Your company might need certain formatting for customer social security numbers (e.g. xxx-xxx-xxx vs. xxxxxxxxxx). You could then grade the quality of those records based on how many entries are correctly formatted. In this scenario, a data quality management process could be transforming or reformatting that data so that they all fit the same standard.
Once a company defines its ideal data quality standards, users will implement data governance and quality management procedures to ensure those standards are met. While definitions for data quality can vary from organization to organization, six dimensions create a holistic view of a data set’s quality:
- Completeness. Does your dataset have all the necessary fields filled? Is one of your customer datasets missing phone numbers but still has D.O.B. and first and last name? Then that set would be considered incomplete.
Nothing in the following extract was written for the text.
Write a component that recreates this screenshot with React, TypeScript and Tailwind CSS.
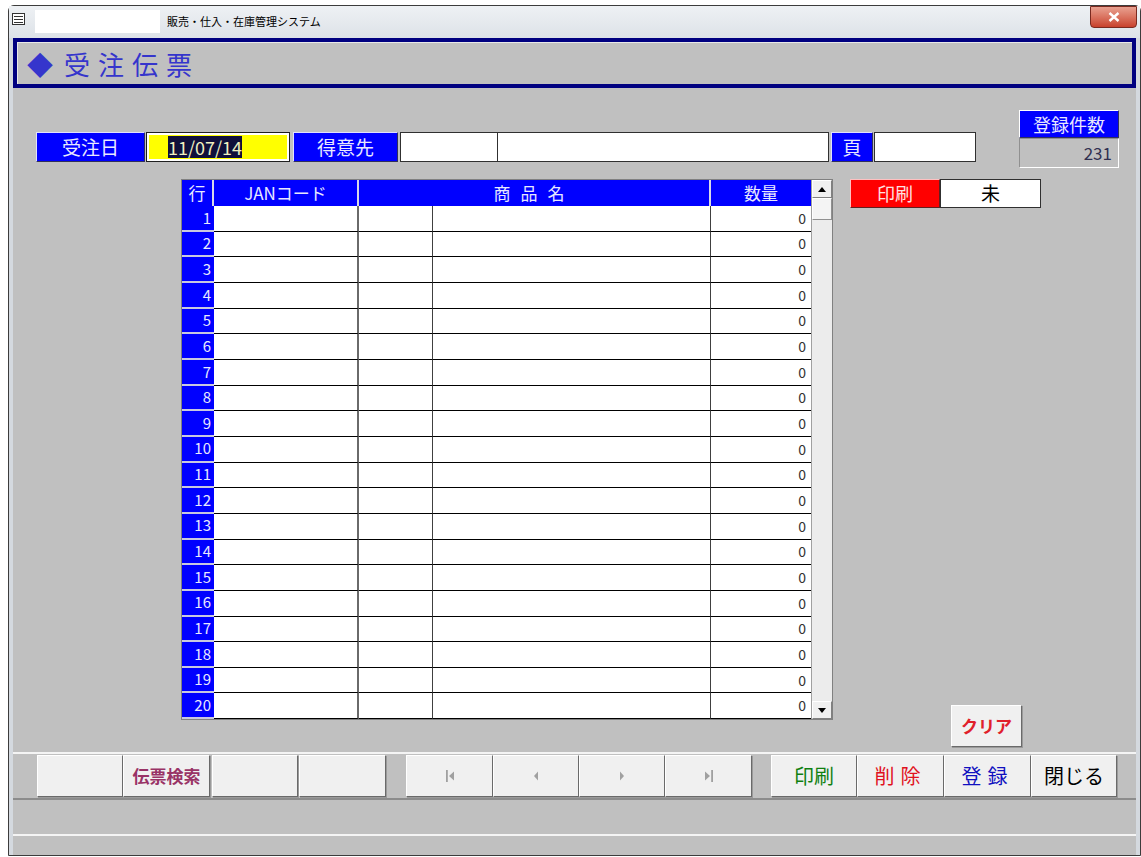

- Validity. Customer phone numbers that are disconnected, phony email addresses, and incorrect postal addresses can all lower your data quality. Validity checks verify that the data conforms to a particular format, data type, and range of values.
- Timeliness. Timeliness has to do with how up-to-date your data is. Data that isn’t updated in real-time or has been sitting in the data lake for too long can be considered unreliable and low quality.
- Uniqueness. Uniqueness measures how much duplicate data is in a given data set, either within any particular column or as whole records.
- Accuracy. Accuracy refers to the number of errors in the data – it measures to what extent recorded data represents the truth. Your organization's 100% accuracy will usually be defined in your data governance program.
- Consistency. If you have conflicting data in two different systems, that data is considered inconsistent.
The value of data quality management is best represented by the risks it helps your organization avoid. Having low-quality data can result in severe business, financial, and legal risks for any company.
Low-quality sales data can waste your marketing budget. You can take on expensive fines for being non-compliant with your Personally Identifiable Information. Your eCommerce system could fail due to inaccurate inventory management. A data quality management system always proves much more affordable than the consequences of bad data.